Certificate chains may look like signed assertions of identity, but they lack the crucial short time validity. Without a limited lifetime, the cert chain used as an identity assertion provides little guarantees. Therefore, this is not a true realm, offering a false sense of security

I'm not sure I agree with this. The lack of short time validity is potentially missing from all client certificates - not relavant to this implementation aspect only - and, still, these are widely used for authentication. There are even PKI setups/deployments that issue short lived certificates on demand when they are used for client authentication.

@tvernum
Copy link
Contributor

tvernum commented Jun 5, 2019

Thanks @albertzaharovits, that's a very clear write up.

Disclosure: I still prefer the option to create a new API that implements the delegation functionality of the PKI realm, but I'm open to changing my mind.

there are possibly multiple identities bound to the certificate; we need to build capabilities into ES that allow the administrator to define THE way to parse out the principal

The same problem with extracting a principal from a certificate chain on the ES side.

We already have a way to do this in PKI realms (a regex on the DN). It's simple, but has not (so far) been an issue.
For me this is an argument in favour of a delegated PKI realm. If we want to improve our certificate-to-user implementation then we just do it in the PKI realm and it would be available for both Kibana and ES terminated TLS. I don't think we want to have multiple ways to solve the same underlying problem of extracting an ES-capable user identity from a certificate.

Note that this alternative will not add or extend any authentication realm

This for me is actually a negative (but it is a design choice that we could change).
Identity & Authentication in Elasticsearch is based on realms. Here we have a pseudo-authentication mechanism (pseudo in that it doesn't happen within Elasticsearch itself, but it does take place within the Elastic Stack) that doesn't use realms. I don't like the idea of having something that's different when it doesn't need to be.
And, in order for run-as to work the user has to exist in some realm. So this propsal requires that some sort of realm exist for the users that authenticate in this way. It might be native or LDAP, but it would not support ephemeral users (with role mapping) in the way Elasticsearch PKI does - unless we took the 3rd option you propose.

Kibana has to make sure the token in the cookie is associated with the current TLS client certificate

This is a good point, but is true in any of the alternatives. Kibana stores identity information in the sid cookie. And surprising, broken things will happen if the information in sid falls out of sync with the TLS client cert. I would propose putting a cryptographic hash of the cert into the cookie and, on each request, validate that it the cookie value still matches the TLS value.
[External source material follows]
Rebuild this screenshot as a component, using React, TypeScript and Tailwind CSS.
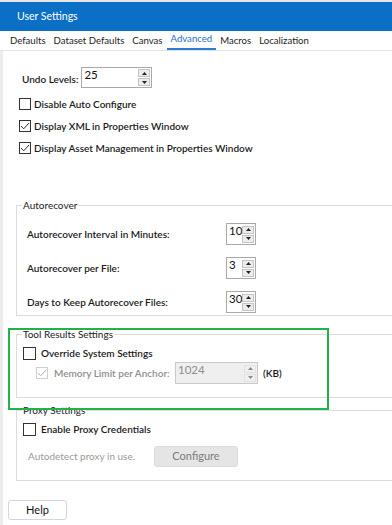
import React from 'react';

const font = { fontFamily: 'Lato, "Liberation Sans", sans-serif' };

const Arrow = ({ up, dim }: { up?: boolean; dim?: boolean }) => (
  <svg width="5" height="3" viewBox="0 0 5 3" className="block">
    <path d={up ? 'M0 3 L2.5 0 L5 3 Z' : 'M0 0 L5 0 L2.5 3 Z'} fill={dim ? '#8a8a8a' : '#222'} />
  </svg>
);

const Spinner = ({ value, box, disabled }: { value: string; box: string; disabled?: boolean }) => (
  <div
    className={`flex ${box} border ${
      disabled ? 'border-[#c9c9c9] bg-[#efefef] text-[#8d8d8d]' : 'border-[#a9a9a9] bg-white text-[#111]'
    }`}
  >
    <span className="flex-1 pl-[2px] text-[11.5px] font-normal leading-[14px]">{value}</span>
    <div className="flex flex-col justify-center gap-[1px] pr-[1px]">
      {[true, false].map((up) => (
        <div
          key={String(up)}
          className={`flex h-[8px] w-[12px] items-center justify-center border ${
            disabled ? 'border-[#e2e2e2] bg-[#efefef]' : 'border-[#c4c4c4] bg-[#ececec]'
          }`}
        >
          <Arrow up={up} dim={disabled} />
        </div>
      ))}
    </div>
  </div>
);

const Check = ({ checked, disabled, big }: { checked?: boolean; disabled?: boolean; big?: boolean }) => (
  <div
    className={`flex shrink-0 items-center justify-center border bg-white ${big ? 'h-[13px] w-[13px]' : 'h-[12px] w-[12px]'} ${
      disabled ? 'border-[#cfcfcf]' : 'border-[#333]'
    }`}
  >
    {checked && (
      <svg width="10" height="8" viewBox="0 0 10 8">
        <path d="M1 4 L3.7 6.8 L9 1" fill="none" stroke={disabled ? '#b5b5b5' : '#333'} strokeWidth="1" />
      </svg>
    )}
  </div>
);

const Group = ({ title, className, children }: { title: string; className: string; children: React.ReactNode }) => (
  <fieldset className={`-mr-[20px] ml-[13px] border border-[#dcdcdc] ${className}`}>
    <legend className="ml-[5px] px-[1px] text-[10px] font-normal leading-[12px] text-[#1a1a1a]">{title}</legend>
    {children}
  </fieldset>
);

export default function App() {
  const tabs = ['Defaults', 'Dataset Defaults', 'Canvas', 'Advanced', 'Macros', 'Localization'];
  return (
    <div className="h-[525px] w-[392px] overflow-hidden bg-white" style={font}>
      <div className="h-[2px] bg-[#e6e6e6]" />
      <div className="flex h-[29px] items-center bg-[#0b6fc6] pl-[17px] text-[10.5px] text-white">User Settings</div>

      <div className="flex h-[20px] items-end gap-[8px] border-b border-[#dde5ee] pl-[10px] text-[9.6px] text-[#1c1c1c]">
        {tabs.map((t) => (
          <span
            key={t}
            className={`pb-[2px] leading-[14px] ${
              t === 'Advanced' ? '-mx-[4px] border-b-2 border-[#2b7bd0] px-[4px] pb-[0px] text-[#2a6fbf]' : ''
            }`}
          >
            {t}
          </span>
        ))}
      </div>

      <div className="flex h-[474px] border-l-[3px] border-[#ececec]">
        <div className="flex-1 text-[10px] font-semibold text-[#1a1a1a]">
          <div className="ml-[19px] mt-[16px] flex items-center gap-[3px]">
            <span className="pt-[3px]">Undo Levels:</span>
            <Spinner value="25" box="h-[21px] w-[71px]" />
          </div>

          <div className="ml-[16px] mt-[10px] flex flex-col gap-[10px]">
            {[
              ['Disable Auto Configure', false],
              ['Display XML in Properties Window', true],
              ['Display Asset Management in Properties Window', true],
            ].map(([label, c]) => (
              <label key={label as string} className="flex h-[12px] items-center gap-[3px]">
                <Check checked={c as boolean} />
                <span>{label}</span>
              </label>
            ))}
          </div>

          <Group title="Autorecover" className="mt-[45px] h-[117px]">
            <div className="mt-[12px] flex flex-col gap-[12px] pl-[10px]">
              {[
                ['Autorecover Interval in Minutes:', '10'],
                ['Autorecover per File:', '3'],
                ['Days to Keep Autorecover Files:', '30'],
              ].map(([label, v]) => (
                <div key={label} className="flex h-[22px] items-center">
                  <span className="w-[199px]">{label}</span>
                  <Spinner value={v} box="h-[22px] w-[30px]" />
                </div>
              ))}
            </div>
          </Group>

          <div className="relative">
            <Group title="Tool Results Settings" className="mt-[12px] h-[70px]">
              <label className="ml-[6px] mt-[6px] flex items-center gap-[5px]">
                <Check big />
                <span>Override System Settings</span>
              </label>
              <div className="ml-[19px] mt-[1px] flex items-center whitespace-nowrap">
                <Check checked disabled />
                <span className="ml-[6px] w-[121px] text-[#8d8d8d]">Memory Limit per Anchor:</span>
                <Spinner value="1024" box="h-[22px] w-[83px]" disabled />
                <span className="ml-[5px]">(KB)</span>
              </div>
            </Group>
            <div className="pointer-events-none absolute left-[5px] top-[0px] h-[82px] w-[321px] border-2 border-[#22b24c]" />
          </div>

          <Group title="Proxy Settings" className="mt-[6px] h-[77px]">
            <label className="ml-[6px] mt-[6px] flex items-center gap-[5px]">
              <Check big />
              <span>Enable Proxy Credentials</span>
            </label>
            <div className="ml-[11px] mt-[9px] flex items-center">
              <span className="w-[126px] font-normal text-[#9a9a9a]">Autodetect proxy in use.</span>
              <button className="h-[21px] w-[84px] rounded-[3px] border border-[#dcdcdc] bg-[#e5e5e5] text-[11px] font-normal text-[#7c7c7c]">
                Configure
              </button>
            </div>
          </Group>

          <button className="ml-[5px] mt-[19px] h-[20px] w-[59px] rounded-[3px] border border-[#cfd6e2] bg-white text-[11px] font-normal text-[#111]">
            Help
          </button>
        </div>
      </div>
    </div>
  );
}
Even in the run_as approach, it might be possible to ensure that the connection to ES always reflect the client certificate, but that would not protect Kibana feature controls (menu options, etc). No matter what solution we come up with, Kibana will need to detect client-cert changes and force a logout-login cycle.

Certificate chains may look like signed assertions of identity, but they lack the crucial short time validity.

Since (per @jkakavas's commen above) this is fundamentally true of certificates, I assume your concern is that we don't know when Kibana performed the TLS handshake and we might be subject to replay attacks. If this is something we are particularly concerned about then we can add the necessary information into the API. The body of the "swap this certificate for a token" API could include a timestamp & a signature of some sort.
I don't know that the risk is sufficient to require that (I'd need to think some more) but it's not an unsolvable problem.

Similarly to ES's PKI realm, Kibana should permit the configuration of additional truststores that must validate the client cert, in addition to the HTTP layer validation.

This seems like a downside for this option. It would require that Kibana duplicate functionality that Elasticsearch already has.
Under option 1, Kibana must replicate all the trust options that ES has, or else Kibana PKI would be (feature wise) an inferior offering to Elasticsearch PKI. Under the 2nd option, Kibana just needs to have enough configuration to perform a handshake. That could just be the corporate root CA, and Elasticsearch can perform additional trust checks (which could include doing different role mapping, or lookup in a different LDAP directory) depending on which CA signed the client cert.

ES also has to be configured to permit run_as for the Kibana principal

In the simplest case of using the existing es-security-runas-user header for this, it effectively grants Kibana superuser privileges.
Kibana would be able to run-as elastic because run-as doesn't have restrictions on the realm or the roles that the target user has.
We could build additional controls into run-as to solve this (I would lean towards "run as any user from realm X/Y/Z"), but that is additional engineering work, and we would have to work out how you configure it. The kibana_system role is fixed, so we'd need to have some mechanism by which you could specify which realms were permitted when the kibana principal tried to run-as.
This would bring run-as more in line with authorization_realm (which specify which realms to use for lookups).

An alternative is to take the other approach of putting the whole cert into the header. At least then it is only possible for Kibana to run-as a user that can be looked up by certificate (but then this is tying the implementation to a PKI realm which it sound like you want to avoid).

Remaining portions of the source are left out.